Here’s the deal.  He’s seven…as in seven years old.  And he wiggles.  GASP!  (I know…what the everloving fuck, right?  A 7-year-old boy that wiggles?  Say it’s not so!)  Well, apparently, that means he doesn’t pay attention, and we need to give him more drugs to calm him down.  Awesomesauce.  I love educators.
Any-hoo, I digress.  He also tends to get pissed off at kids when they make fun of him.  (Crazy, no?  I mean, I would totally sit there and take it, but you know, that’s just me.)  I would get mad at those little shits, too.  So it’s a little difficult for me to reinforce the socially correct “think sheets” that we have to do in the evenings after he’s gotten angry with the kids who’ve made fun of him.   “Well, son, maybe next time we should tell them to go fuck themselves instead of punching them?  Remember, we want to use our words…not our hands.”  Yay, think sheets!
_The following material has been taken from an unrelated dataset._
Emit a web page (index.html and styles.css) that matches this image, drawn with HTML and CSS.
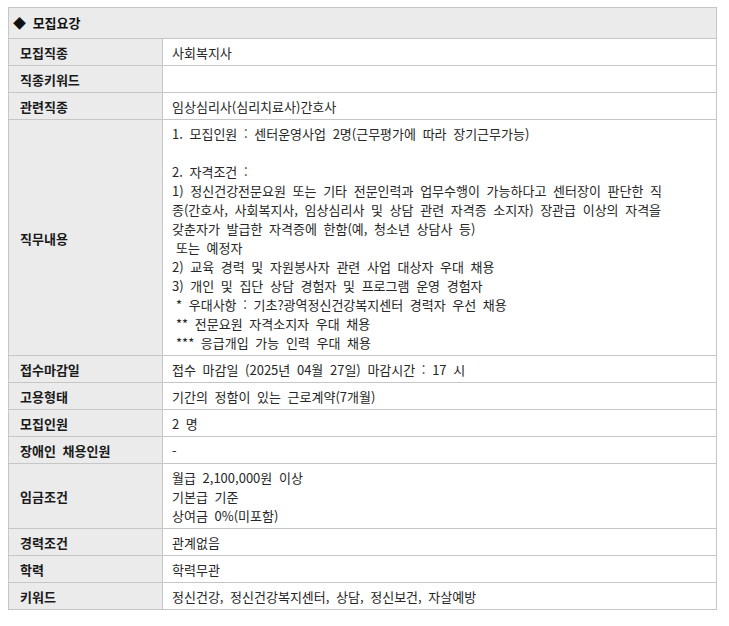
FILE: index.html
```html
<!DOCTYPE html>
<html lang="ko">
<head>
<meta charset="utf-8">
<title>모집요강</title>
<link rel="stylesheet" href="styles.css">
</head>
<body>
<table class="recruit">
  <colgroup>
    <col class="col-label">
    <col class="col-value">
  </colgroup>
  <tr>
    <th class="title" colspan="2">◆ 모집요강</th>
  </tr>
  <tr>
    <th class="label">모집직종</th>
    <td class="value">사회복지사</td>
  </tr>
  <tr>
    <th class="label">직종키워드</th>
    <td class="value"></td>
  </tr>
  <tr>
    <th class="label">관련직종</th>
    <td class="value">임상심리사(심리치료사)간호사</td>
  </tr>
  <tr>
    <th class="label">직무내용</th>
    <td class="value pre">1. 모집인원 : 센터운영사업 2명(근무평가에 따라 장기근무가능)

2. 자격조건 :
1) 정신건강전문요원 또는 기타 전문인력과 업무수행이 가능하다고 센터장이 판단한 직<br>종(간호사, 사회복지사, 임상심리사 및 상담 관련 자격증 소지자) 장관급 이상의 자격을<br>갖춘자가 발급한 자격증에 한함(예, 청소년 상담사 등)
<span class="indent">또는 예정자</span>
2) 교육 경력 및 자원봉사자 관련 사업 대상자 우대 채용
3) 개인 및 집단 상담 경험자 및 프로그램 운영 경험자
<span class="indent">* 우대사항 : 기초?광역정신건강복지센터 경력자 우선 채용</span>
<span class="indent">** 전문요원 자격소지자 우대 채용</span>
<span class="indent">*** 응급개입 가능 인력 우대 채용</span></td>
  </tr>
  <tr>
    <th class="label">접수마감일</th>
    <td class="value">접수 마감일 (2025년 04월 27일) 마감시간 : 17 시</td>
  </tr>
  <tr>
    <th class="label">고용형태</th>
    <td class="value">기간의 정함이 있는 근로계약(7개월)</td>
  </tr>
  <tr>
    <th class="label">모집인원</th>
    <td class="value">2 명</td>
  </tr>
  <tr>
    <th class="label">장애인 채용인원</th>
    <td class="value">-</td>
  </tr>
  <tr>
    <th class="label">임금조건</th>
    <td class="value pre">월급 2,100,000원 이상
기본급 기준
상여금 0%(미포함)</td>
  </tr>
  <tr>
    <th class="label">경력조건</th>
    <td class="value">관계없음</td>
  </tr>
  <tr>
    <th class="label">학력</th>
    <td class="value">학력무관</td>
  </tr>
  <tr>
    <th class="label">키워드</th>
    <td class="value">정신건강, 정신건강복지센터, 상담, 정신보건, 자살예방</td>
  </tr>
</table>
</body>
</html>
```

FILE: styles.css
```css
html, body {
  background: #ffffff;
}

body {
  margin: 7px 8px;
  font-family: "Noto Sans CJK KR", "Noto Sans", sans-serif;
  font-size: 13px;
  color: #262626;
}

.recruit {
  border-collapse: collapse;
  table-layout: fixed;
  width: 709px;
}

.col-label {
  width: 154px;
}

.recruit th,
.recruit td {
  border: 1px solid #c6c6c6;
  line-height: 19px;
  text-align: left;
  vertical-align: middle;
  word-spacing: 3px;
}

.title {
  background: #ebebeb;
  color: #111111;
  font-weight: bold;
  padding: 5px 4px 6px 4px;
}

.label {
  background: #ebebeb;
  color: #1a1a1a;
  font-weight: bold;
  padding: 4px 10px 3px 11px;
  word-spacing: 2px;
}

.value {
  background: #ffffff;
  padding: 4px 9px 3px 9px;
  height: 19px;
}

.pre {
  white-space: pre-wrap;
}

.indent {
  padding-left: 4px;
}
```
But Mommy isn’t angry.  It’s more like Mommy feels backed into a corner, because when mommy gets four freaking phone calls in a single day from different educators, all of them wanting to increase her kid’s meds or talk about her kid’s issues or discuss her kid’s behavior problems, what happens?  And what if Mommy is a freaking introverted tiger who is now feeling quite backed into a corner?
Back off my kid, Lee’s Summit.  He’s a 7-year-old boy.  He’s happy.  He’s well-adjusted.  And he happens to wiggle a little.  Oh yeah, and math is freaking hard.
Ok, I feel better now.  I’m taking the kids for ice cream tomorrow.  Hallelujah.  Holy shit.